Is Homemade Butternut Squash Shakshuka Worth Making vs. Ordering at Brunch?
Butternut squash shakshuka has earned a permanent spot on the seasonal brunch menus of farm-to-table restaurants, where a single skillet of roasted squash, poached eggs, and crumbled goat cheese can easily run $18 to $25. The autumnal twist on the North African classic is striking on a plate — golden cubes of squash nestled in a rust-red tomato sauce, fragrant with sage and nutmeg, finished with snowy dots of creamy goat cheese. It looks like restaurant food. The surprising truth is that it costs almost nothing to make at home.
A typical home batch uses one medium butternut squash (about 2 pounds cubed, often $2–$4 at a farmers market or grocery), one 28-oz can of crushed tomatoes ($2–$3), four to six eggs ($1.50–$3.00), a small bundle of fresh sage or a pinch of dried (under $0.50 per use), a grating of whole nutmeg (pennies), and 2–3 oz of soft goat cheese ($2–$3). Total outlay: roughly $8–$14 for a pan that feeds two to four people — a cost per serving of $2.50 to $5.00 versus the $18–$25 you would spend at a seasonal brunch spot.
What Makes the Butternut Squash Version Special
The classic shakshuka relies on bell peppers and onions for body. The butternut squash version replaces or supplements those with roasted squash, which contributes a natural sweetness that balances the acidity of the crushed tomatoes in a way bell pepper alone cannot. Roasting the squash cubes before adding them to the sauce is the key step: it caramelizes the cut surfaces, concentrates the flavor, and prevents the squash from becoming waterlogged in the sauce.

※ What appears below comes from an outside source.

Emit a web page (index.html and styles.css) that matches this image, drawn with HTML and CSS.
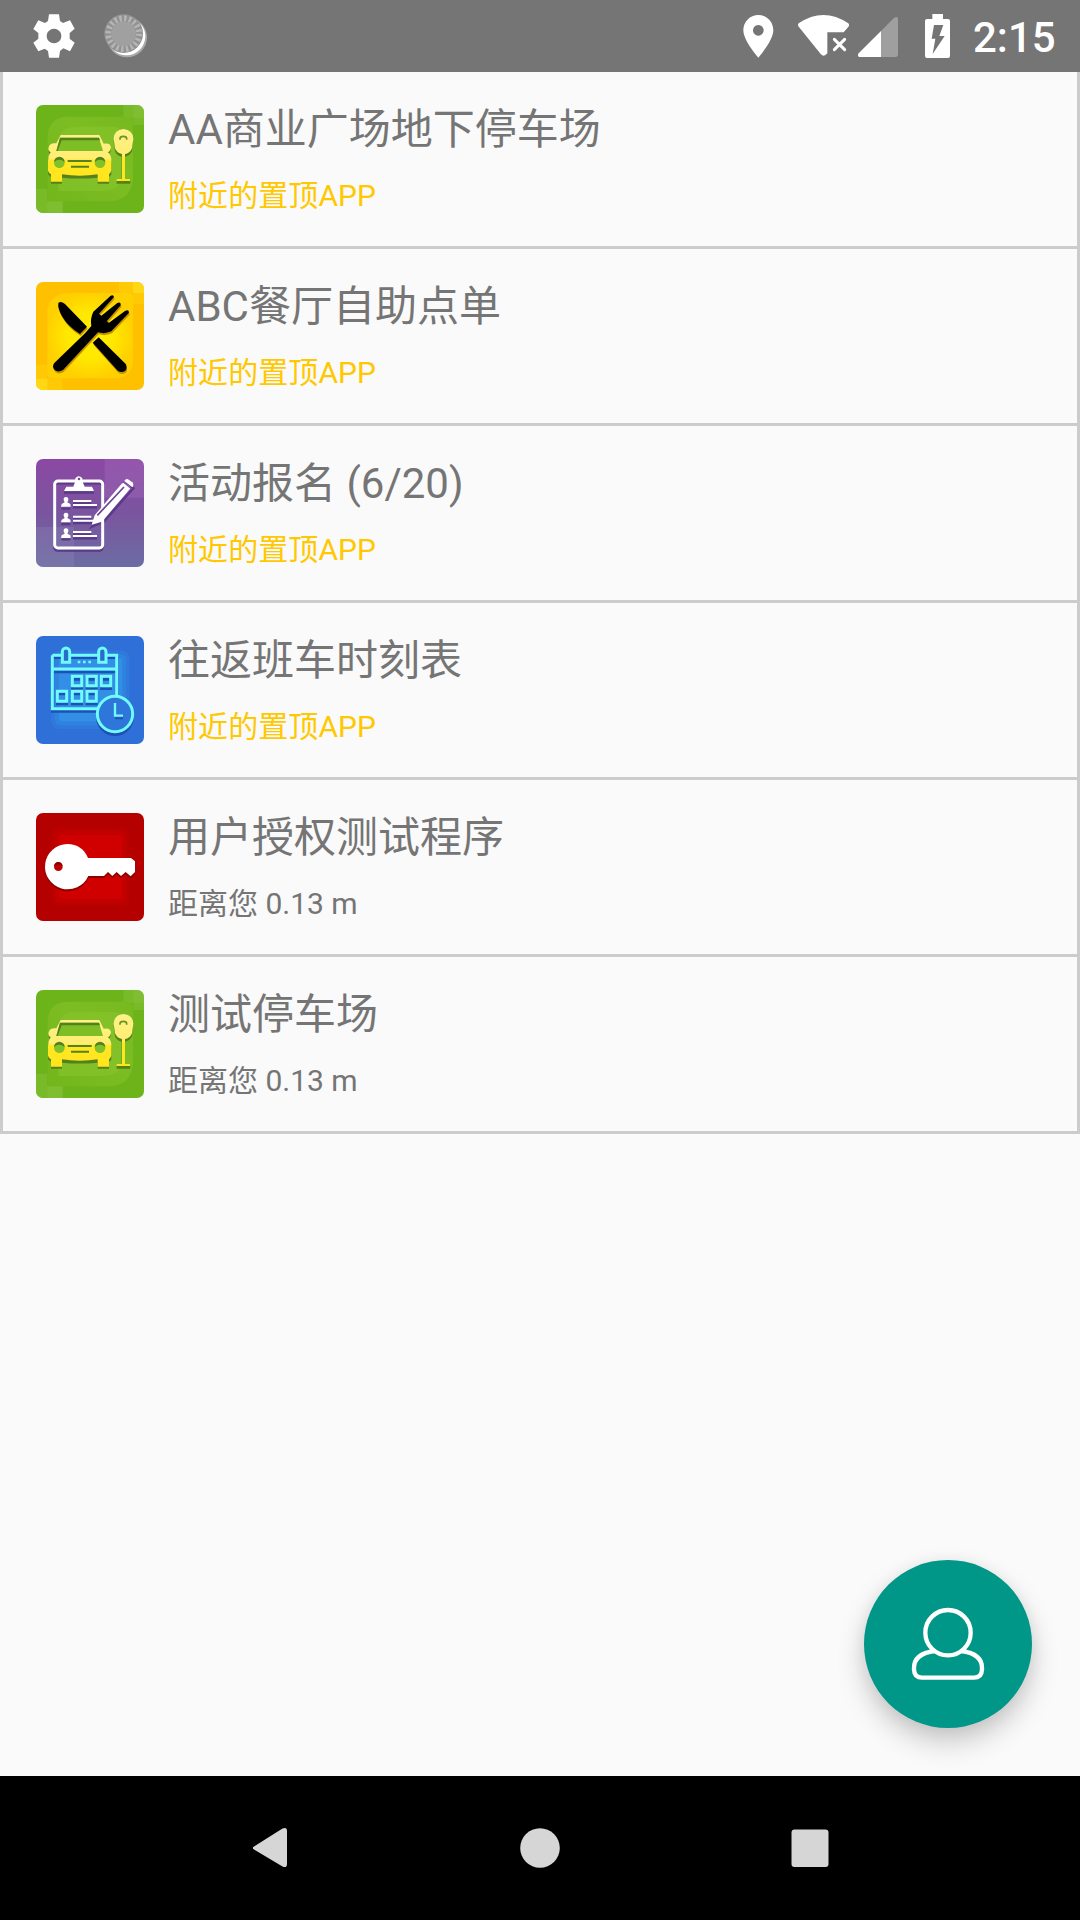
FILE: index.html
```html
<!DOCTYPE html>
<html lang="zh-CN">
<head>
<meta charset="utf-8">
<title>附近的应用</title>
<link rel="stylesheet" href="styles.css">
</head>
<body>
<svg class="defs" width="0" height="0" aria-hidden="true">
  <defs>
    <linearGradient id="greenIn" x1="0" y1="1" x2="1" y2="0">
      <stop offset="0" stop-color="#72b61c"/><stop offset=".6" stop-color="#7dbd24"/><stop offset="1" stop-color="#76b91f"/>
    </linearGradient>
    <linearGradient id="carFill" x1="0" y1="0" x2="0" y2="1">
      <stop offset="0" stop-color="#fff08a"/><stop offset=".5" stop-color="#ffee70"/><stop offset=".56" stop-color="#ffe722"/><stop offset="1" stop-color="#ffe51c"/>
    </linearGradient>
    <radialGradient id="yellowIn">
      <stop offset="0" stop-color="#fff000"/><stop offset=".55" stop-color="#ffe800"/><stop offset="1" stop-color="#ffd000"/>
    </radialGradient>
    <linearGradient id="purple" x1="0" y1="0" x2="0" y2="1">
      <stop offset="0" stop-color="#8b48a3"/><stop offset=".5" stop-color="#7a559f"/><stop offset="1" stop-color="#6c6ca3"/>
    </linearGradient>
    <symbol id="parking" viewBox="48 45 324 324">
      <rect x="48" y="45" width="324" height="324" fill="#6db31a"/>
      <path d="M310 45h62v60h-32V84h-30zM48 296h34v38h46v35H48z" fill="#7fbd31" opacity=".7"/>
      <path d="M340 45h32v38h-32zM82 334h46v35H82z" fill="#8bc63f" opacity=".35"/>
      <path d="M140 80H325Q338 82 339 96V260Q336 330 270 334H92Q83 334 83 320V140Q84 84 140 80z" fill="url(#greenIn)"/>
      <path d="M160 110H280Q308 110 308 140V250Q308 300 250 303H115V160Q116 112 160 110z" fill="#88c52c" opacity=".55"/>
      <g fill="#55811d" transform="translate(0 6)">
        <path d="M122 136H238L251 162Q272 158 272 176Q270 185 264 188Q274 198 274 215V248L267 255V275H233V257Q180 262 126 257V275H93V255L84 247V213Q84 197 92 188Q84 183 86 173Q90 158 109 161z"/>
        <path d="M310 118Q339 120 339 148L336 178Q329 193 315 194V267H331V275H290V267H305V194Q291 192 285 178L281 148Q282 120 310 118z"/>
      </g>
      <path fill="url(#carFill)" d="M122 135H238L251 161Q272 157 273 173Q271 183 264 187Q275 197 274 214V242Q270 250 267 253V275H233V253Q180 261 126 253V275H93V253Q86 249 84 242V213Q84 197 92 187Q83 182 86 172Q90 157 109 160z"/>
      <path d="M120 143L109 183H249L237 143z" fill="#7dbe25"/>
      <circle cx="118" cy="218" r="16" fill="#81c12c"/>
      <circle cx="240" cy="218" r="16" fill="#81c12c"/>
      <path d="M120 143H237L240 151H125L113 183H109zM143 210H215V216H143zM153 227H207V233H153z" fill="#55811d"/>
      <path d="M102 216a16 16 0 0 1 32 0q-16-14-32 0zM224 216a16 16 0 0 1 32 0q-16-14-32 0z" fill="#55811d"/>
      <path fill="url(#carFill)" d="M310 117Q339 120 340 146L336 175Q329 191 315 192V267H330V273H290V267H306V192Q291 190 285 175L281 146Q282 120 310 117z"/>
      <path d="M300 149V146a10 7 0 0 1 20 0V149" fill="none" stroke="#6d941e" stroke-width="5"/>
    </symbol>
  </defs>
</svg>

<div class="screen">
  <header class="status">
    <div class="status-left">
      <svg width="180" height="72" viewBox="0 0 540 216">
        <path fill="#fff" fill-rule="evenodd" d="M147 43H177L180 63L189 69L210 61L224 86L209 99V116L224 128L210 154L190 145L180 153L177 173H147L144 153L134 146L115 154L100 128L115 116V99L100 87L115 61L135 69L144 63zM162 86a22 22 0 1 0 .1 0z"/>
        <circle cx="381" cy="112" r="60" fill="#aaa"/>
        <circle cx="379" cy="109" r="57" fill="#fff"/>
        <circle cx="371" cy="101" r="58" fill="#929292"/>
        <circle cx="371" cy="101" r="46" fill="none" stroke="#b5b5b5" stroke-width="18" stroke-dasharray="7.2 7.25"/>
        <circle cx="371" cy="101" r="37" fill="#a0a0a0"/>
      </svg>
    </div>
    <div class="status-right">
      <svg width="240" height="72" viewBox="0 0 720 216">
        <path fill="#fff" fill-rule="evenodd" d="M115 45C90 45 70 65 70 91C70 122 115 173 115 173S160 122 160 91C160 65 140 45 115 45zM115 75a16 16 0 1 1-.1 0z"/>
        <path fill="#fff" d="M236 70Q310 20 385 70Q390 75 384 82L371 97H322V160Q312 173 302 162L235 79Q232 74 236 70z"/>
        <path d="M343 118L374 149M374 118L343 149" stroke="#fff" stroke-width="9" stroke-linecap="round"/>
        <path fill="#9f9f9f" d="M483 93L522 54Q534 46 534 57V164Q534 171 527 171H483z"/>
        <path fill="#fff" d="M483 93V171H418Q411 169 416 160z"/>
        <path fill="#fff" d="M637 42H669V57H684Q690 57 690 63V168Q690 174 684 174H621Q615 174 615 168V63Q615 57 621 57H637z"/>
        <path fill="#757575" d="M642 75H670L658 108H674L638 162L646 116H635z"/>
      </svg>
      <span class="clock">2:15</span>
    </div>
  </header>

  <main class="content">
    <ul class="list">
      <li class="item">
        <svg class="icon"><use href="#parking"/></svg>
        <div class="text"><div class="title">AA商业广场地下停车场</div><div class="sub pinned">附近的置顶APP</div></div>
      </li>
      <li class="item">
        <svg class="icon" viewBox="48 36 324 324">
          <rect x="48" y="36" width="324" height="324" fill="#ffc000"/>
          <path d="M297 36H372V102H339V69H297zM48 284H82V326H127V360H48z" fill="#ffc906"/>
          <path d="M339 36H372V69H339zM48 326H82V360H48z" fill="#ffd815"/>
          <path d="M150 69H328Q339 70 339 82V270Q338 322 285 325H95Q82 325 82 310V125Q84 72 150 69z" fill="url(#yellowIn)"/>
          <g>
            <g fill="#c79400" transform="translate(2 6)">
              <path d="M115 99Q122 92 135 102L201 170L180 192Q145 170 127 140Q112 115 115 99zM218 218L236 202L318 283Q322 296 316 302Q305 310 293 302z"/>
              <path d="M103 279L195 190L214 168Q210 145 220 125L271 78Q280 72 282 81L237 131L244 137L292 99Q303 94 302 106L260 154L267 158L315 123Q327 117 327 128L274 184Q255 193 234 187L129 300Q114 309 103 299Q95 289 103 279z"/>
            </g>
            <path d="M115 99Q122 92 135 102L201 170L180 192Q145 170 127 140Q112 115 115 99zM218 218L236 202L318 283Q322 296 316 302Q305 310 293 302z"/>
            <path d="M103 279L195 190L214 168Q210 145 220 125L271 78Q280 72 282 81L237 131L244 137L292 99Q303 94 302 106L260 154L267 158L315 123Q327 117 327 128L274 184Q255 193 234 187L129 300Q114 309 103 299Q95 289 103 279z"/>
          </g>
        </svg>
        <div class="text"><div class="title">ABC餐厅自助点单</div><div class="sub pinned">附近的置顶APP</div></div>
      </li>
      <li class="item">
        <svg class="icon" viewBox="48 42 324 324">
          <rect x="48" y="42" width="324" height="324" fill="url(#purple)"/>
          <path d="M254 42H372V158H254z" fill="#a36bbb" opacity=".4"/>
          <path d="M48 246H162V366H48z" fill="#9890bd" opacity=".25"/>
          <g transform="translate(0 7)" fill="none" stroke="#593989" stroke-width="7">
            <rect x="103" y="108" width="145" height="202" rx="10"/>
            <path d="M159 168H214M159 180H231M159 215H214M159 227H220M159 261H214M159 273H231"/>
            <path d="M132 136H222M216 238L238 205L319 111L340 123L253 221zM124 184H151M124 230H151M124 276H151"/>
          </g>
          <rect x="104" y="108" width="144" height="201" rx="10" fill="none" stroke="#fff" stroke-width="9"/>
          <path d="M139 125H160L166 108V100Q176 88 187 100V108L194 125H216L222 138H132z" fill="#fff"/>
          <circle cx="177" cy="102" r="4" fill="#764b99"/>
          <path d="M159 168H214M159 180H231M159 215H214M159 227H231M159 261H214M159 273H231" stroke="#fff" stroke-width="6"/>
          <g fill="#fff">
            <path id="person" d="M138 156Q146 156 145 165L142 172L151 177L152 185H123L125 177L134 172L131 165Q130 156 138 156z"/>
            <use href="#person" y="47"/><use href="#person" y="94"/>
            <path d="M215 239L224 211L305 116Q311 111 319 117L329 124Q333 130 327 135L246 230z"/>
            <path d="M313 108Q318 100 324 103L337 112Q343 119 337 127z"/>
          </g>
          <path d="M232 211L312 126" stroke="#6a4396" stroke-width="5"/>
          <path d="M308 109L335 132" stroke="#8650a3" stroke-width="4"/>
        </svg>
        <div class="text"><div class="title">活动报名 (6/20)</div><div class="sub pinned">附近的置顶APP</div></div>
      </li>
      <li class="item">
        <svg class="icon" viewBox="48 48 324 324">
          <rect x="48" y="48" width="324" height="324" fill="#2f70d8"/>
          <rect x="94" y="92" width="234" height="235" rx="24" fill="#3079dc"/>
          <rect x="104" y="102" width="214" height="214" rx="16" fill="#2f82e0"/>
          <rect x="117" y="114" width="190" height="190" rx="10" fill="#328fe5"/>
          <g fill="none" stroke="#1e50b5" stroke-width="8" transform="translate(0 8)">
            <path d="M97 105H291V225M97 148H291M97 105V266H235"/>
            <path d="M157 170h28v28h-28zM201 170h28v28h-28zM244 170h28v28h-28zM112 214h28v30h-28zM157 214h28v30h-28zM201 214h28v30h-28z"/>
            <circle cx="285" cy="283" r="53"/>
          </g>
          <path d="M97 106H290V228M97 106V266H234M97 147H290" fill="none" stroke="#70fbff" stroke-width="9"/>
          <path d="M127 127V95a11 11 0 0 1 22 0V127zM236 127V95a11 11 0 0 1 22 0V127z" fill="#296acb" stroke="#70fbff" stroke-width="9"/>
          <path d="M173 126h8M189 126h8M205 126h8" stroke="#70fbff" stroke-width="7"/>
          <path d="M157 169h28v28h-28zM201 169h28v28h-28zM244 169h28v28h-28zM112 214h28v30h-28zM157 214h28v30h-28zM201 214h28v30h-28z" fill="none" stroke="#70fbff" stroke-width="9"/>
          <circle cx="285" cy="282" r="53" fill="#2f76da" stroke="#70fbff" stroke-width="9"/>
          <path d="M286 295H309" stroke="#1e50b5" stroke-width="6"/>
          <path d="M285 249V287H309" fill="none" stroke="#70fbff" stroke-width="7"/>
        </svg>
        <div class="text"><div class="title">往返班车时刻表</div><div class="sub pinned">附近的置顶APP</div></div>
      </li>
      <li class="item">
        <svg class="icon" viewBox="48 39 324 324">
          <rect x="48" y="39" width="324" height="324" fill="#b50000"/>
          <rect x="94" y="84" width="234" height="235" rx="24" fill="#bb0000"/>
          <rect x="104" y="94" width="214" height="214" rx="16" fill="#c30000"/>
          <rect x="117" y="106" width="190" height="190" rx="10" fill="#d00000"/>
          <path d="M142 138A68 68 0 1 0 205 234H252L264 223L277 234L290 223L303 234L317 223L332 235L345 222V190L332 180H204Q187 138 142 138z" fill="#8d0000"/>
          <path fill="#fff" d="M142 132A68 68 0 1 0 205 228H252L264 216L277 228L290 216L303 228L317 216L332 229L345 216V184L333 174H204Q187 133 142 132z"/>
          <circle cx="115" cy="200" r="13" fill="#c00000"/>
          <path d="M102 199a13 13 0 0 1 26 0q-13-12-26 0z" fill="#8d0000"/>
        </svg>
        <div class="text"><div class="title">用户授权测试程序</div><div class="sub">距离您 0.13 m</div></div>
      </li>
      <li class="item">
        <svg class="icon"><use href="#parking"/></svg>
        <div class="text"><div class="title">测试停车场</div><div class="sub">距离您 0.13 m</div></div>
      </li>
    </ul>
    <button class="fab" aria-label="我的">
      <svg width="168" height="168" viewBox="72 60 504 504" fill="none" stroke="#fff" stroke-width="13">
        <circle cx="324" cy="278" r="68"/>
        <path d="M284 333Q222 341 222 384V389Q223 413 246 413H402Q425 413 426 389V384Q426 341 364 333"/>
      </svg>
    </button>
  </main>

  <nav class="nav">
    <svg width="90" height="60" viewBox="0 0 90 60"><path d="M29 28.500L57.500 10.500Q62 8.500 62 13V46Q62 50.500 57.500 48.500L29 31.500Q26.500 30 29 28.500z" fill="#d6d6d6"/></svg>
    <svg width="90" height="60" viewBox="0 0 90 60"><circle cx="45" cy="30" r="19.800" fill="#d6d6d6"/></svg>
    <svg width="90" height="60" viewBox="0 0 90 60"><rect x="26.500" y="11.500" width="37" height="37.500" rx="3" fill="#d6d6d6"/></svg>
  </nav>
</div>
</body>
</html>
```
FILE: styles.css
```css
* { box-sizing: border-box; }

body {
  margin: 0;
  background: #fafafa;
  font-family: Roboto, "Noto Sans CJK SC", sans-serif;
  color: #757575;
}

.defs { position: absolute; }

.screen {
  display: flex;
  flex-direction: column;
  width: 1080px;
  height: 1920px;
}

.status {
  display: flex;
  justify-content: space-between;
  height: 72px;
  background: #757575;
}

.status svg { display: block; }

.status-right {
  display: flex;
  width: 360px;
}

.clock {
  padding-left: 13px;
  color: #fff;
  font-size: 42px;
  font-weight: 500;
  line-height: 76px;
}

.content {
  position: relative;
  flex: 1;
}

.list {
  margin: 0;
  padding: 0;
  list-style: none;
  border: solid #ccc;
  border-width: 0 3px;
}

.item {
  display: flex;
  height: 177px;
  padding: 0 33px;
  border-bottom: 3px solid #ccc;
}

.icon {
  width: 108px;
  height: 108px;
  margin-top: 33px;
  border-radius: 7px;
}

.text { padding: 30px 0 0 24px; }

.title {
  font-size: 42px;
  line-height: 56px;
}

.sub {
  margin-top: 18px;
  font-size: 30px;
  line-height: 40px;
}

.pinned {
  color: #ffc800;
  letter-spacing: .08px;
}

.fab {
  position: absolute;
  right: 48px;
  bottom: 48px;
  width: 168px;
  height: 168px;
  padding: 0;
  border: 0;
  border-radius: 50%;
  background: #009688;
  box-shadow: 0 14px 28px rgba(0, 0, 0, .2), 0 2px 16px rgba(0, 0, 0, .06);
}

.fab svg { display: block; }

.nav {
  display: flex;
  justify-content: center;
  gap: 180px;
  height: 144px;
  padding-top: 42px;
  background: #000;
}
```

Sage and nutmeg are the spice pairing that ties everything together — earthy, slightly resinous sage and warm, subtly sweet nutmeg are the classic autumn companions to butternut squash.
The Farm-to-Table Markup and What You Are Actually Paying For
A farm-to-table restaurant charging $22 for butternut squash shakshuka is pricing in prime urban rent, kitchen labor, plating presentation, and sourcing from local farms — all of which have real costs. The food cost on that dish is likely $5–$7 at most; the rest is overhead. None of that is unreasonable if you value the experience. But if you are cooking at home on a Saturday morning, you can replicate the same flavors with a sheet pan, a cast-iron skillet, and about 45 minutes. The ingredient cost per bowl drops to $3–$5, and you get the satisfaction of having made it yourself.
Goat Cheese vs. Feta: The Cost and Flavor Trade-Off
Goat cheese is typically more expensive than feta on a per-ounce basis — a 4-oz log of fresh chèvre averages $4–$6, while an equivalent weight of block feta costs $2–$4. But for butternut squash shakshuka, the mild creaminess of goat cheese integrates more gently with the sweet squash and sage than the brine-forward sharpness of feta. If cost is the priority, a mild feta or even ricotta can substitute. If flavor is the goal, soft goat cheese is worth the modest premium.
Tips for Getting Maximum Value from Your Batch
Buy butternut squash whole rather than pre-cut — pre-cubed squash in plastic containers costs two to three times more per pound. Whole squash stores for weeks on a countertop, giving you flexibility. Buy canned crushed tomatoes in bulk when on sale; they have a two-year shelf life. Keep whole nutmeg on hand (pre-ground loses potency quickly). A sprig of fresh sage from a grocery store herb pack costs about $2 and provides more than enough for several batches.